Natural Language Understanding (NLU) is a 50 years old research field, but its application to molecular biology literature (BioNLU) is a less than 10 years old field. After the complete human genome sequence was published by Human Genome Project and Celera in 2001, there has been an explosion of research, shifting the NLU focus from domains like news articles to the domain of molecular biology and medical literature. BioNLU is needed, since there are almost 2000 new articles published and indexed every day, and the biologists need to know about existing knowledge regarding their own research. So far, BioNLU results are not as good as in other NLU domains, so more research is needed to solve the challenges of creating useful NLU applications for the biologists.

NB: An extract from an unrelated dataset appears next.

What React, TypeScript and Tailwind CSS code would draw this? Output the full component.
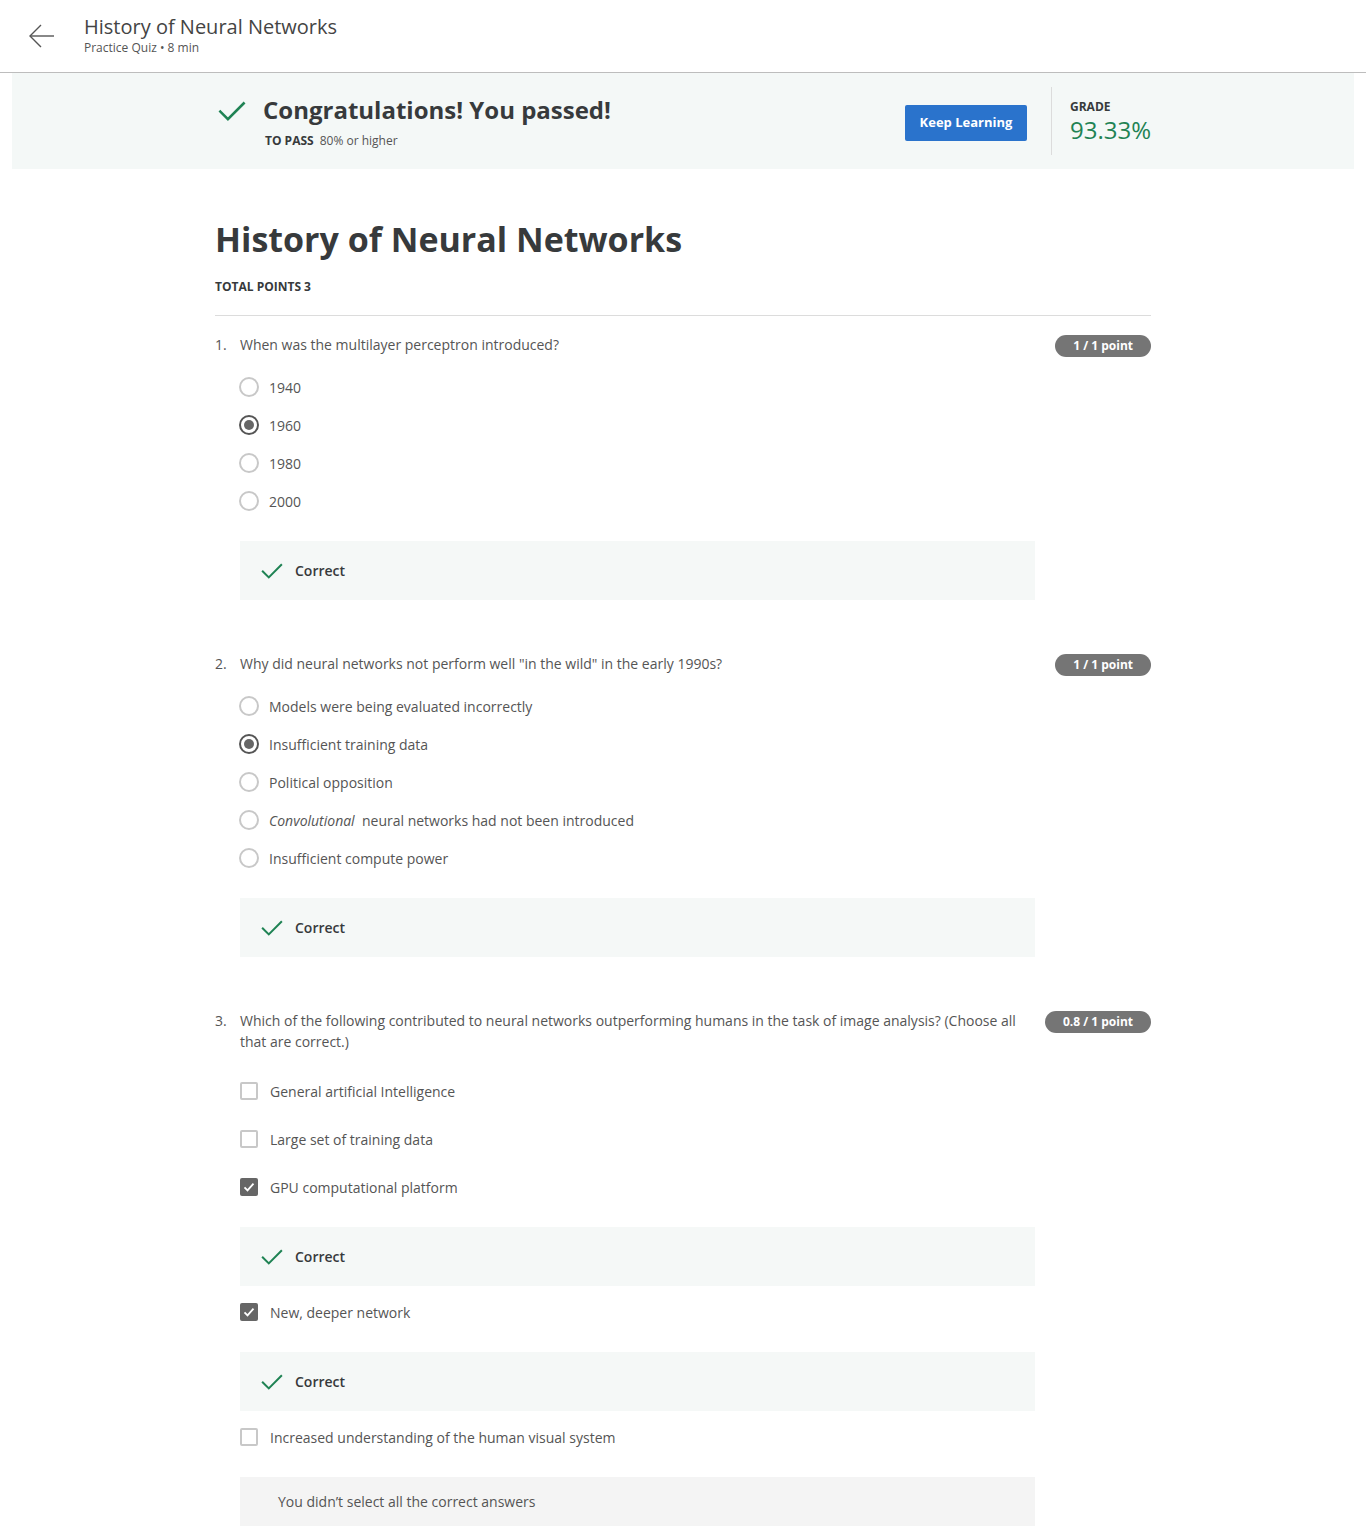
import React from "react";

const font = { fontFamily: '"Open Sans", "Liberation Sans", sans-serif' };

function Check({ className }: { className?: string }) {
  return (
    <svg viewBox="0 0 24 24" className={className} fill="none" stroke="#1f8354" strokeWidth="2.2" strokeLinecap="square">
      <polyline points="2,12.5 8.5,19 22,5.5" />
    </svg>
  );
}

function Radio({ checked }: { checked?: boolean }) {
  if (checked) {
    return (
      <span className="w-5 h-5 rounded-full border-2 border-[#555] flex items-center justify-center shrink-0">
        <span className="w-[10px] h-[10px] rounded-full bg-[#666]" />
      </span>
    );
  }
  return <span className="w-5 h-5 rounded-full border-2 border-[#c8c8c8] shrink-0" />;
}

function Box({ checked }: { checked?: boolean }) {
  if (checked) {
    return (
      <span className="w-[18px] h-[18px] rounded-[2px] bg-[#666] flex items-center justify-center shrink-0">
        <svg viewBox="0 0 16 16" className="w-3 h-3" fill="none" stroke="white" strokeWidth="2.4">
          <polyline points="2,8.5 6,12.5 14,3.5" />
        </svg>
      </span>
    );
  }
  return <span className="w-[18px] h-[18px] rounded-[2px] border-2 border-[#c8c8c8] shrink-0" />;
}

function Correct({ className = "" }: { className?: string }) {
  return (
    <div className={`h-[59px] bg-[#f5f8f7] flex items-center pl-[21px] ${className}`}>
      <Check className="w-[22px] h-[22px]" />
      <span className="ml-3 text-[14px] font-semibold text-[#373a3c]">Correct</span>
    </div>
  );
}

function Badge({ children }: { children: React.ReactNode }) {
  return (
    <span className="h-[22px] px-[18px] rounded-full bg-[#757575] text-white text-[12px] font-bold flex items-center whitespace-nowrap">
      {children}
    </span>
  );
}

function Question({ n, text, points, children }: { n: number; text: React.ReactNode; points: string; children: React.ReactNode }) {
  return (
    <div className="flex">
      <div className="w-[25px] text-[14px] leading-[21px] text-[#555]">{n}.</div>
      <div className="w-[795px]">
        <div className="text-[14px] leading-[21px] text-[#555] pr-4">{text}</div>
        {children}
      </div>
      <div className="flex-1 flex justify-end pt-[1px]">
        <Badge>{points}</Badge>
      </div>
    </div>
  );
}

function RadioRow({ label, checked }: { label: React.ReactNode; checked?: boolean }) {
  return (
    <div className="h-[38px] flex items-center -ml-[1px]">
      <Radio checked={checked} />
      <span className="ml-[10px] text-[14px] text-[#555]">{label}</span>
    </div>
  );
}

function BoxRow({ label, checked, className = "" }: { label: string; checked?: boolean; className?: string }) {
  return (
    <div className={`h-[38px] flex items-center ${className}`}>
      <Box checked={checked} />
      <span className="ml-[12px] text-[14px] text-[#555]">{label}</span>
    </div>
  );
}

export default function App() {
  return (
    <div className="bg-white min-h-[1537px] text-[#373a3c]" style={font}>
      <header className="h-[73px] border-b border-[#bdbdbd] flex items-center">
        <svg viewBox="0 0 28 28" className="w-[28px] h-[28px] ml-[28px]" fill="none" stroke="#555" strokeWidth="1.4">
          <line x1="2" y1="14" x2="26" y2="14" />
          <polyline points="13,3 2,14 13,25" />
        </svg>
        <div className="ml-[28px] -mt-[2px]">
          <div className="text-[20px] leading-[26px] text-[#444]">History of Neural Networks</div>
          <div className="text-[12px] leading-[16px] text-[#555]">Practice Quiz • 8 min</div>
        </div>
      </header>

      <div className="mx-3 h-[96px] bg-[#f4f8f7]">
        <div className="w-[936px] mx-auto h-full flex items-center">
          <Check className="w-[28px] h-[28px] ml-[3px] -mt-[20px]" />
          <div className="ml-[17px]">
            <div className="text-[24px] leading-[32px] font-bold text-[#373a3c]">Congratulations! You passed!</div>
            <div className="mt-[7px] text-[12px] leading-[16px] ml-[2px]">
              <span className="font-bold text-[#373a3c]">TO PASS</span>
              <span className="ml-[6px] text-[#555]">80% or higher</span>
            </div>
          </div>
          <div className="flex-1" />
          <button className="w-[122px] h-[36px] rounded-[2px] bg-[#2a73cc] text-white text-[13px] font-bold mt-[4px]">
            Keep Learning
          </button>
          <div className="w-px h-[68px] bg-[#dcdcdc] ml-[24px]" />
          <div className="ml-[18px] w-[81px] mt-[2px]">
            <div className="text-[12px] leading-[16px] font-bold text-[#373a3c]">GRADE</div>
            <div className="text-[24px] leading-[30px] text-[#1f8354]">93.33%</div>
          </div>
        </div>
      </div>

      <main className="w-[936px] mx-auto pb-[11px]">
        <h1 className="mt-[47px] text-[34px] leading-[46px] font-bold text-[#373a3c]">History of Neural Networks</h1>
        <div className="mt-[17px] text-[12px] leading-[16px] font-bold text-[#373a3c]">TOTAL POINTS 3</div>
        <div className="mt-[20px] border-t border-[#dcdcdc]" />

        <div className="mt-[18px]">
          <Question n={1} text="When was the multilayer perceptron introduced?" points="1 / 1 point">
            <div className="mt-[13px]">
              <RadioRow label="1940" />
              <RadioRow label="1960" checked />
              <RadioRow label="1980" />
              <RadioRow label="2000" />
            </div>
            <Correct className="mt-[21px]" />
          </Question>
        </div>

        <div className="mt-[53px]">
          <Question n={2} text={'Why did neural networks not perform well "in the wild" in the early 1990s?'} points="1 / 1 point">
            <div className="mt-[13px]">
              <RadioRow label="Models were being evaluated incorrectly" />
              <RadioRow label="Insufficient training data" checked />
              <RadioRow label="Political opposition" />
              <RadioRow
                label={
                  <>
                    <em>Convolutional</em>&nbsp; neural networks had not been introduced
                  </>
                }
              />
              <RadioRow label="Insufficient compute power" />
            </div>
            <Correct className="mt-[21px]" />
          </Question>
        </div>

        <div className="mt-[53px]">
          <Question
            n={3}
            text="Which of the following contributed to neural networks outperforming humans in the task of image analysis? (Choose all that are correct.)"
            points="0.8 / 1 point"
          >
            <BoxRow label="General artificial Intelligence" className="mt-[20px]" />
            <BoxRow label="Large set of training data" className="mt-[10px]" />
            <BoxRow label="GPU computational platform" checked className="mt-[10px]" />
            <Correct className="mt-[21px]" />
            <BoxRow label="New, deeper network" checked className="mt-[7px]" />
            <Correct className="mt-[21px]" />
            <BoxRow label="Increased understanding of the human visual system" className="mt-[7px]" />
            <div className="mt-[21px] h-[49px] bg-[#f4f4f4] flex items-center pl-[38px] text-[14px] text-[#555]">
              You didn’t select all the correct answers
            </div>
          </Question>
        </div>
      </main>
    </div>
  );
}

The work in this PhD thesis is a “proof of concept”. It is the first to show that an existing Question Answering (QA) system can be successfully applied in the hard BioNLU domain, after the essential challenge of unknown entities is solved. The core contribution is a system that discovers and classifies unknown entities and relations between them automatically. The World Wide Web (through Google) is used as the main resource, and the performance is almost as good as other named entity extraction systems, but the advantage of this approach is that it is much simpler and requires less manual labor than any of the other comparable systems.
The first paper in this collection gives an overview of the field of NLU and shows how the Information Extraction (IE) problem can be formulated with Local Grammars. The second paper uses Machine Learning to automatically recognize protein name based on features from the GSearch Engine. In the third paper, GSearch is substituted with Google, and the task in this paper is to extract all unknown names belonging to one of 273 biomedical entity classes, like genes, proteins, processes etc. After getting promising results with Google, the fourth paper shows that this approach can also be used to retrieve interactions or relationships between the named entities. The fifth paper describes an online implementation of the system, and shows that the method scales well to a larger set of entities.

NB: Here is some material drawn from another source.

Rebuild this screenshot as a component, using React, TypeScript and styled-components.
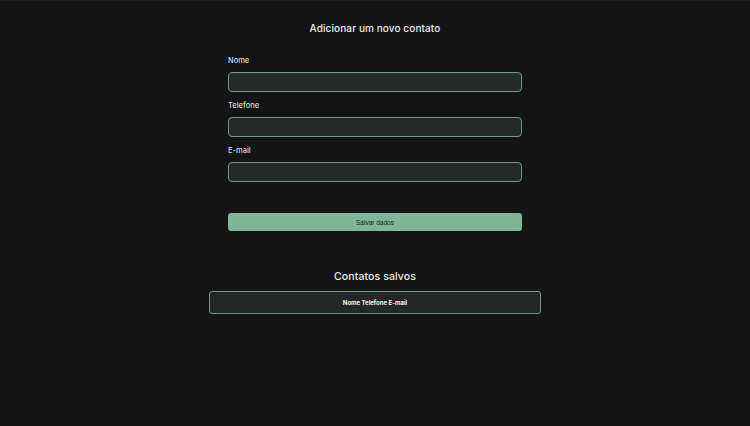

The final paper concludes the “proof of concept” research, and shows that the performance of the original GeneTUC NLU system has increased from handling 10% of the sentences in a large collection of abstracts in 2001, to 50% in 2006. This is still not good enough to create a commercial system, but it is believed that another 40% performance gain can be achieved by importing more verb templates into GeneTUC, just like nouns were imported during this work. Work has already begun on this, in the form of a local Masters Thesis.